Первое и второе лицо (вопреки Бахтину) не могут служить условием литературного высказывания. Литература начинается там и тогда, когда в нас рождается некое третье лицо, лишающее нас силы и самоуверенности говорить «Я». Как говорил Ломоносов, музы — не девки, которых завсегда изнасильничать можно, они кого хотят — того и любят. Отыскивая себя в другом «Я» или его во мне, я обращаюсь к аксиоме общности. Но «другой» дан тебе в мышлении, только когда либо уже стал тобой, перестав быть «другим», либо ты уже стал им, перестав быть собой. Здесь не обойтись без предпосылки о некоем ином начале — «третьем». «Третье» — это то, чем ты не можешь стать ни при каких условиях, и что не может стать тобой и, следовательно, другим. Непревзойденным гением этого «третьего» был Толстой, вспомнить хотя бы нечеловеческой рукой выведенную метафизику смертей, казалось бы, самого монологического его романа — «Война и мир». Бахтинская полифония несколько напоминает сумасшедший дом, где все бесконечно говорят и никак не могут договориться. Диалог — вечный двигатель непонимания, машина, которую невозможно отключить. Он шизофреничен — две сущности, две структуры, которые в принципе не могут объединиться. Неудивительно, что бахтинская лингвомания не распространяется на одну вещь, которая готова похоронить всю его систему — на Имя. Для полноты и завершенности высказыванию нужно не другое высказывание, а имя. Высказывание «Америка была открыта в таком-то году» пусто и безлико, смыслом и поступком оно обладает лишь в ранге: «Христофор Колумб открыл Америку». Потоп — не событие, но им становится получая имя Ноя.

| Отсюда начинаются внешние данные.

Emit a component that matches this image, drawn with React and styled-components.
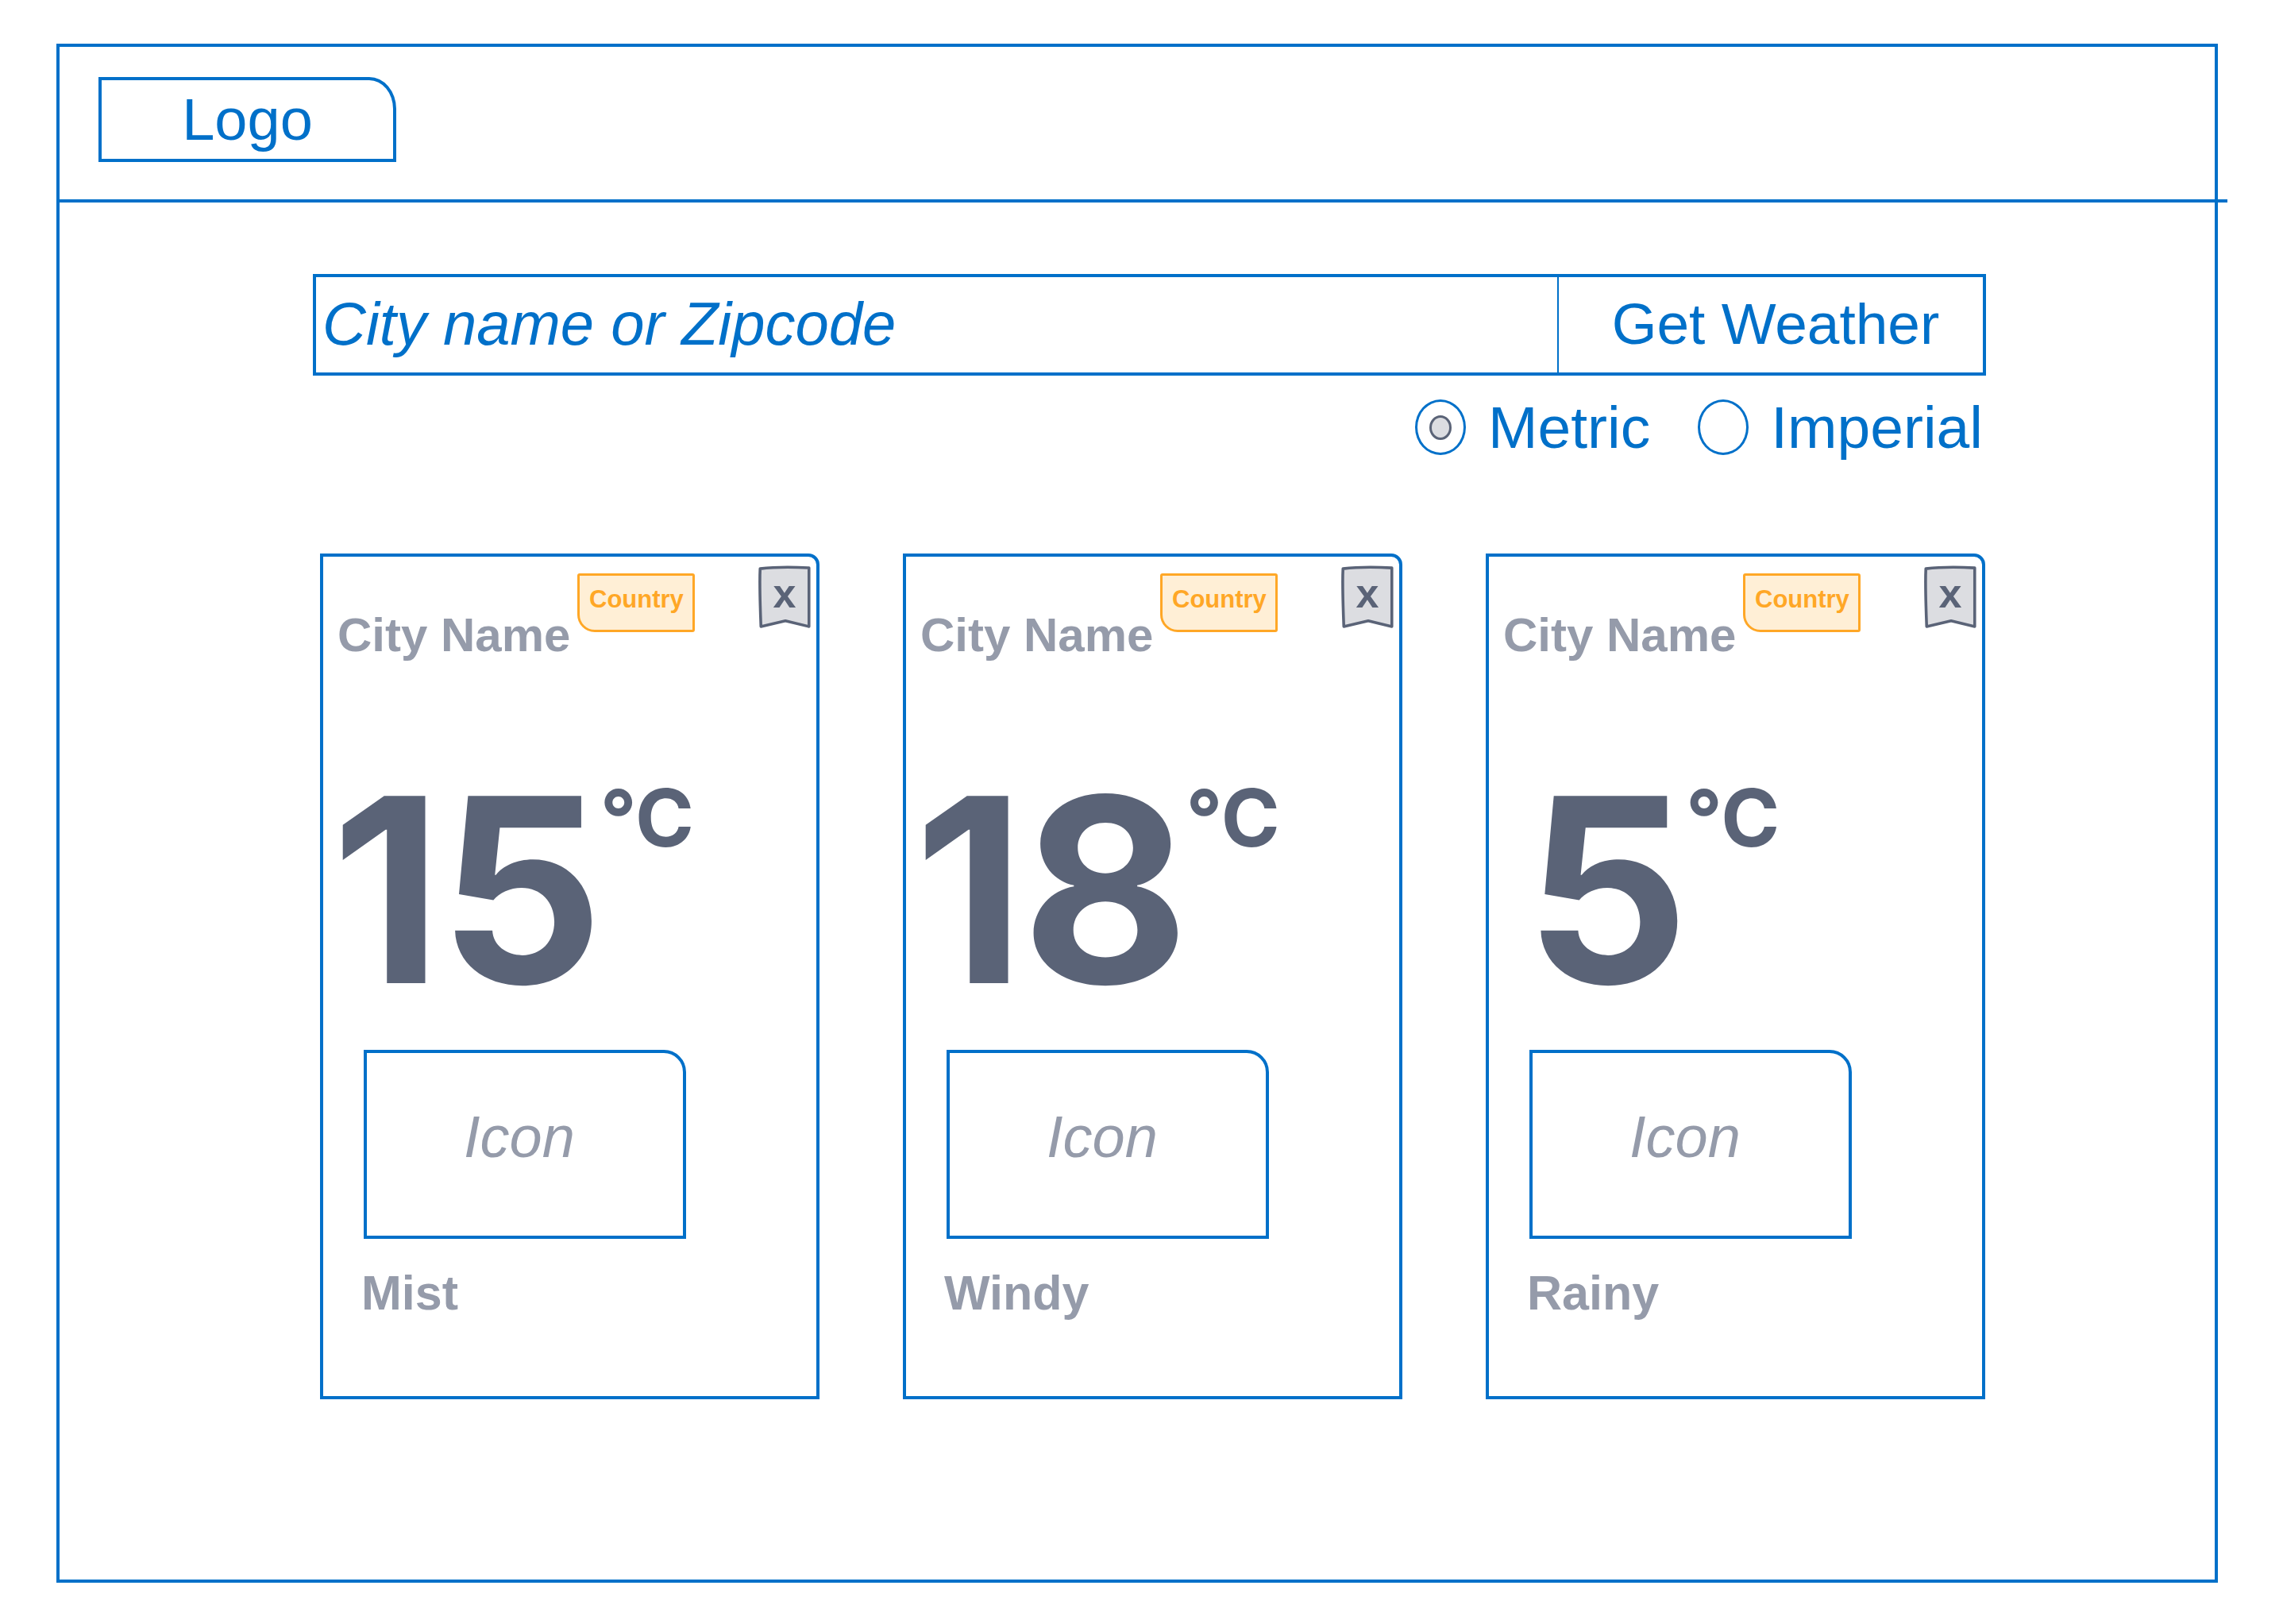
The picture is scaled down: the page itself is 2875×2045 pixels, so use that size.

Кант называл мир индивидом. Это несомненное следствие его определения: «Сознание есть нечто, что существует в одном экземпляре». Нет многих сознаний. То, что нам представляется множественностью сознаний, диалогичностью, интерсубъективностью и т. д., — вторичные структуры, возможные в лоне того, что есть одно-единственность, данность в одном экземпляре. Одно сознание. Ведь совершенно очевидно, что понимание нельзя разделить между мной и вами. Если понимаем друг друга — значит это едино (и было всегда, а если не понимали — то уже никогда не поймем и не договоримся). Есть некая согласованность существования мыслящих существ, которая является условием акта понимания. Все это — квазифилософские вопросы: как нам понять другого? как проникнуть в его мир? как согласовать наше состояние с состоянием другого — непроницаемой для меня монады? Разве мое состояние понимания, если вы меня поняли, сменяется вашим состоянием понимания? Разве между ними есть какая-то последовательность? Разве между ними можно вставить что-нибудь? Очевидно нет. Непрерывное поле, одно сознание. Ваш акт понимания не последует моему, не сменяется им и уж тем более им не причиняется. Здесь вообще нечего коммуницировать, а если можно — оно не обладает признаком сознания.